黎纵像个被抽空了灵魂的木头人,麻木地被女护士拉着胳膊喷酒精。
强刺激性的液体钻进开裂的皮肉里,他脸上却没有丝毫痛苦的表情。
小蔡用棉签按着肘窝,跟着护士长从走廊尽头飞速跑过,一组脚步声远去,另一组凌乱的脚步声由远及近。
胡老见他迟迟不下决定,冷着脸道:“现在最保守的办法就是不要管那只手,先抢救伤患的性命。”

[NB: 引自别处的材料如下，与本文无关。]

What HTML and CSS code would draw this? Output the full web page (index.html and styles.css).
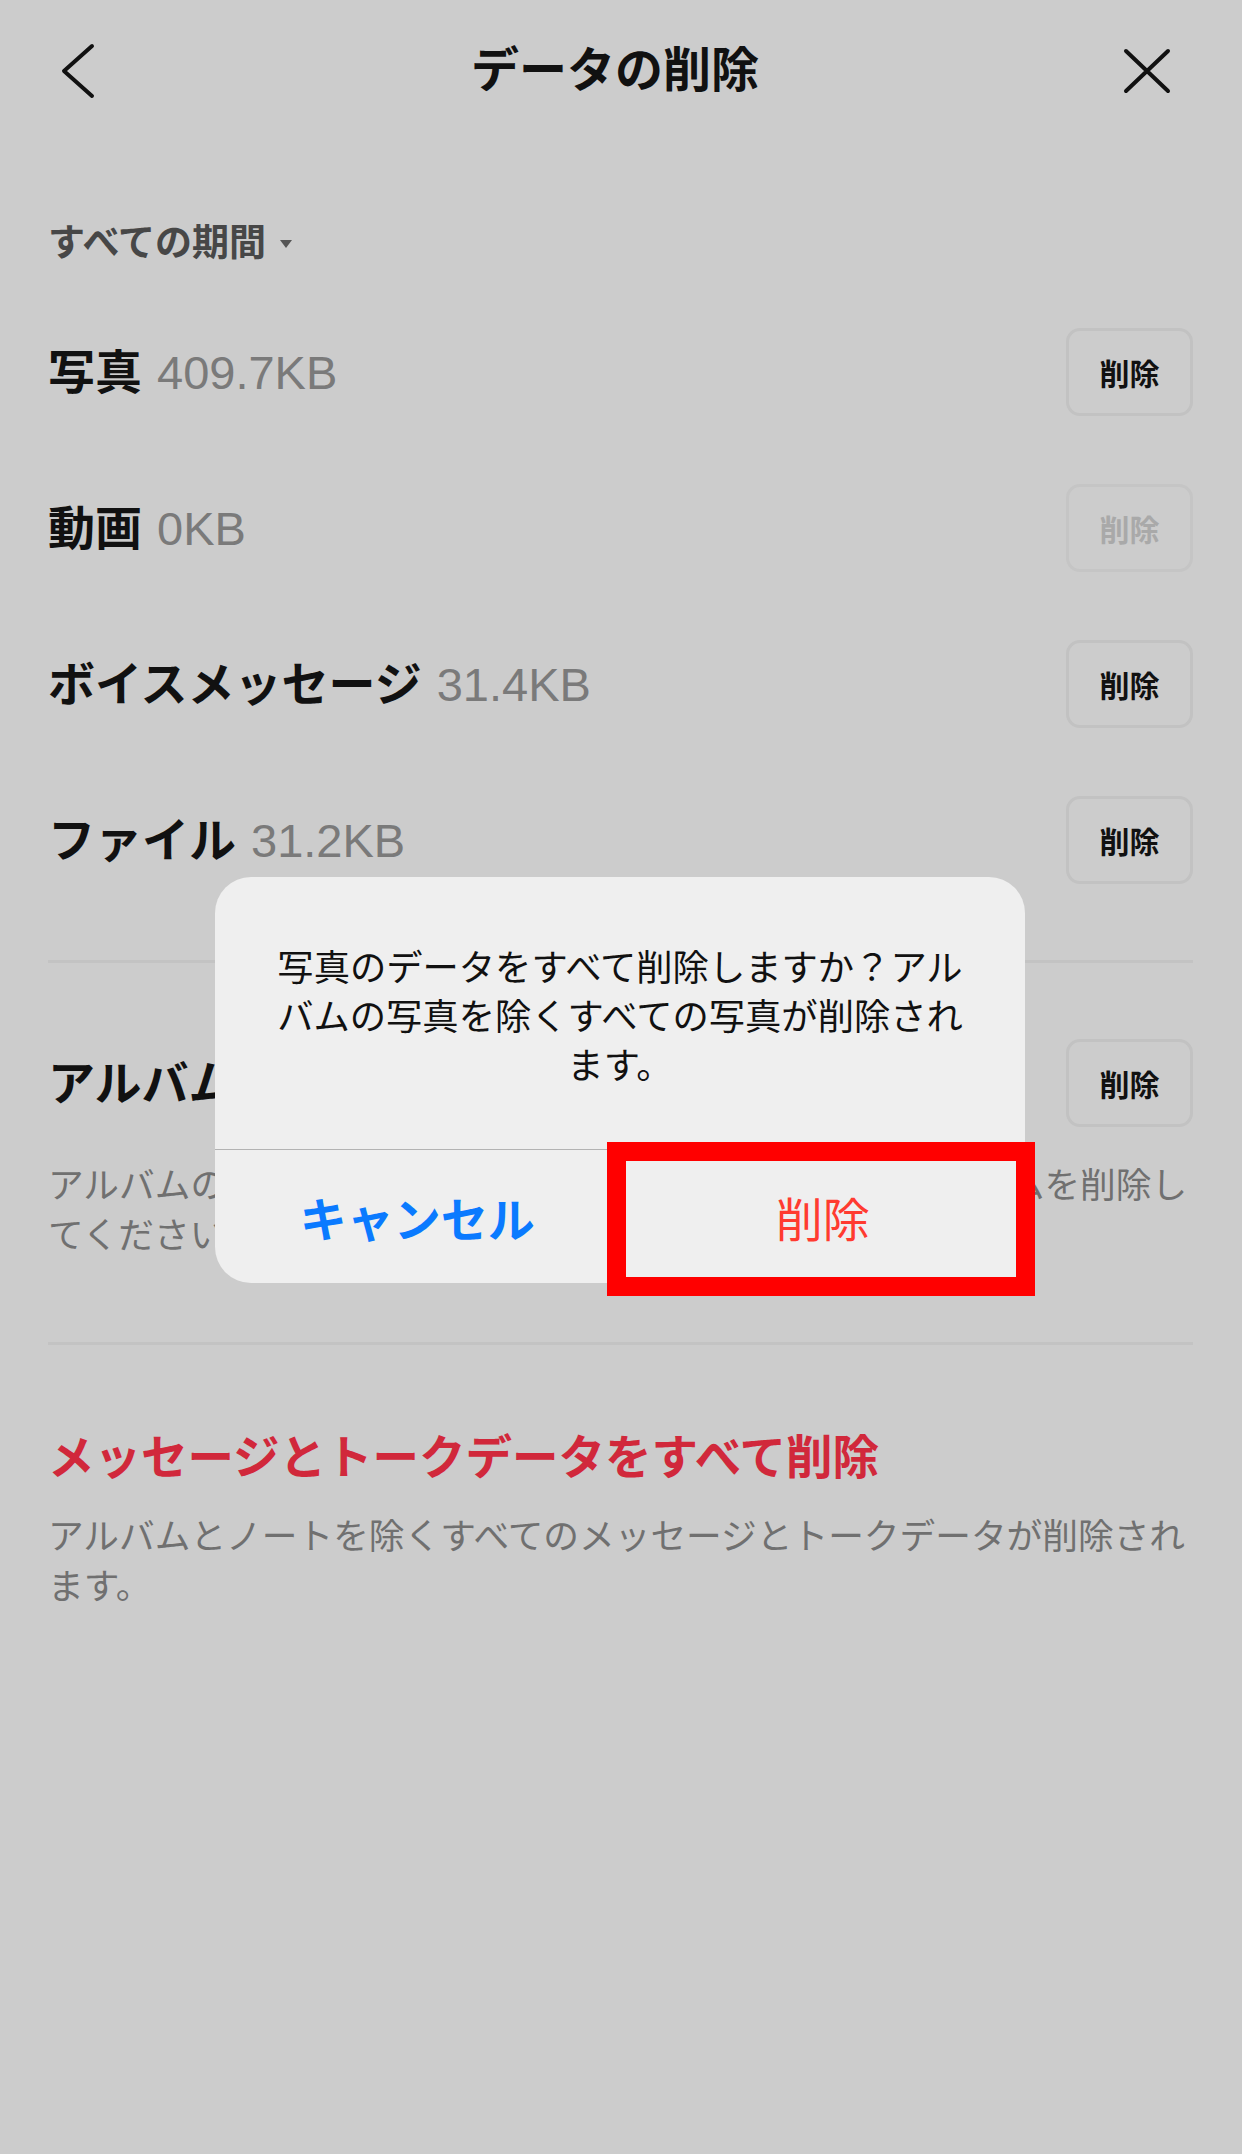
FILE: index.html
```html
<!DOCTYPE html>
<html lang="ja">
<head>
  <meta charset="UTF-8">
  <meta name="viewport" content="width=device-width, initial-scale=1.0">
  <title>データの削除</title>
  <link rel="stylesheet" href="styles.css">
</head>
<body>
  <header class="topbar">
    <svg class="icon back" width="40" height="60" viewBox="0 0 40 60">
      <path d="M34 5 L6 30 L34 55" />
    </svg>
    <h1>データの削除</h1>
    <svg class="icon close" width="50" height="50" viewBox="0 0 50 50">
      <path d="M4 5 L46 45 M46 5 L4 45" />
    </svg>
  </header>

  <main class="page">
    <div class="period">すべての期間<span class="caret"></span></div>

    <div class="row">
      <div class="name">写真<span class="size">409.7KB</span></div>
      <button class="del">削除</button>
    </div>
    <div class="row">
      <div class="name">動画<span class="size">0KB</span></div>
      <button class="del" disabled>削除</button>
    </div>
    <div class="row">
      <div class="name">ボイスメッセージ<span class="size">31.4KB</span></div>
      <button class="del">削除</button>
    </div>
    <div class="row">
      <div class="name">ファイル<span class="size">31.2KB</span></div>
      <button class="del">削除</button>
    </div>

    <hr class="divider first">

    <div class="row">
      <div class="name">アルバム<span class="size">2.4MB</span></div>
      <button class="del">削除</button>
    </div>
    <p class="note">アルバムのデータを削除するには、トークルームで各アルバムを削除してください。</p>

    <hr class="divider second">

    <h2 class="danger">メッセージとトークデータをすべて削除</h2>
    <p class="note">アルバムとノートを除くすべてのメッセージとトークデータが削除されます。</p>
  </main>

  <div class="alert">
    <p class="alert-msg">写真のデータをすべて削除しますか？アルバムの写真を除くすべての写真が削除されます。</p>
    <div class="alert-actions">
      <button class="alert-btn cancel">キャンセル</button>
      <button class="alert-btn confirm">削除</button>
    </div>
  </div>
  <div class="highlight"></div>
</body>
</html>
```

FILE: styles.css
```css
body {
  margin: 0;
  width: 1242px;
  min-height: 2154px;
  position: relative;
  background: #cccccc;
  color: #111;
  font-family: "Liberation Sans", "Noto Sans CJK JP", sans-serif;
}

.topbar {
  height: 142px;
  display: grid;
  grid-template-columns: 1fr auto 1fr;
  align-items: center;
  padding: 0 70px 0 58px;
}
.topbar h1 {
  margin: 0;
  font-size: 48px;
  font-weight: bold;
  line-height: 1;
}
.icon path {
  fill: none;
  stroke: #111;
  stroke-width: 4;
  stroke-linecap: round;
  stroke-linejoin: round;
}
.close {
  justify-self: end;
}

.page {
  padding: 0 49px 0 48px;
}

.period {
  margin: 77px 0 25px;
  height: 50px;
  line-height: 50px;
  font-size: 37px;
  font-weight: bold;
  color: #474747;
  display: flex;
  align-items: center;
}
.caret {
  margin-left: 14px;
  width: 0;
  height: 0;
  border-left: 6px solid transparent;
  border-right: 6px solid transparent;
  border-top: 8px solid #555;
}

.row {
  height: 156px;
  display: flex;
  justify-content: space-between;
  align-items: center;
}
.name {
  font-size: 47px;
  font-weight: bold;
  line-height: 1;
  display: flex;
  align-items: baseline;
}
.size {
  margin-left: 15px;
  font-weight: normal;
  color: #7a7a7a;
}

.del {
  width: 127px;
  height: 88px;
  border: 3px solid #c2c2c2;
  border-radius: 14px;
  background: transparent;
  font-family: "Noto Sans CJK JP", sans-serif;
  font-size: 30px;
  font-weight: bold;
  color: #111;
  padding: 0;
}
.del:disabled {
  color: #a9a9a9;
  border-color: #c5c5c5;
}

.divider {
  border: 0;
  height: 3px;
  background: #c3c3c3;
  margin: 0;
}
.divider.first {
  margin-top: 42px;
  margin-bottom: 42px;
}
.divider.second {
  margin-top: 81px;
}

.note {
  margin: 0;
  font-size: 35.7px;
  line-height: 50px;
  color: #707070;
}

.danger {
  margin: 83px 0 24px;
  font-size: 46.5px;
  line-height: 60px;
  font-weight: bold;
  color: #d1283b;
}

.alert {
  position: absolute;
  left: 215px;
  top: 877px;
  width: 810px;
  height: 406px;
  background: #efefef;
  border-radius: 36px 36px 8px 36px;
  display: flex;
  flex-direction: column;
}
.alert-msg {
  margin: 0;
  height: 273px;
  box-sizing: border-box;
  padding: 67px 58px 0;
  font-size: 36.3px;
  line-height: 49px;
  text-align: center;
  color: #111;
  border-bottom: 1px solid #b3b3b3;
}
.alert-actions {
  flex: 1;
  display: flex;
}
.alert-btn {
  flex: 1;
  border: 0;
  background: transparent;
  font-family: "Noto Sans CJK JP", sans-serif;
  font-size: 47px;
  padding: 0;
}
.cancel {
  color: #0a7aff;
  font-weight: bold;
  border-right: 1px solid #b3b3b3;
}
.confirm {
  color: #ff3b30;
}

.highlight {
  position: absolute;
  left: 607px;
  top: 1142px;
  width: 428px;
  height: 154px;
  box-sizing: border-box;
  border: 19px solid #ff0000;
}
```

风风火火赶来的陈家二老刚好听到这一句,愣眉愣眼地看看黎纵,又看看胡老。
陈母:“什么不要管那只手?小余警官吗?”
陈父拍了拍陈母的背,示意她安静听。
胡老叹了口气,面无表情:“照现在这个情况,我们只能对他受损的机体组织做接合,止血,缝合,保命是没问题,但他的右手臂会留下严重功能性障碍。”
陈家二老一脸懵:“什么叫功能……功能什么障碍?”
“肢瘫。”黎纵沉着眸,近乎自言自语。
陈母顿时两眼一瞪,脱口而出:“那不就成了废人了?”
胡老略微沉默:“如果后期复健到位,拿筷子还是没问题的。”
拿筷子?
黎纵竭力让自己镇静,但失败了,他不敢相信余霆的右手以后仅仅只能拿筷子。
陈母焦躁地跺脚:“胡医生啊,小余警官他还很年轻,要是残废了他下半辈子怎么过啊,他还没有成家娶媳妇儿,胡医生您是活菩萨,您就发发慈悲,救救那孩子吧!”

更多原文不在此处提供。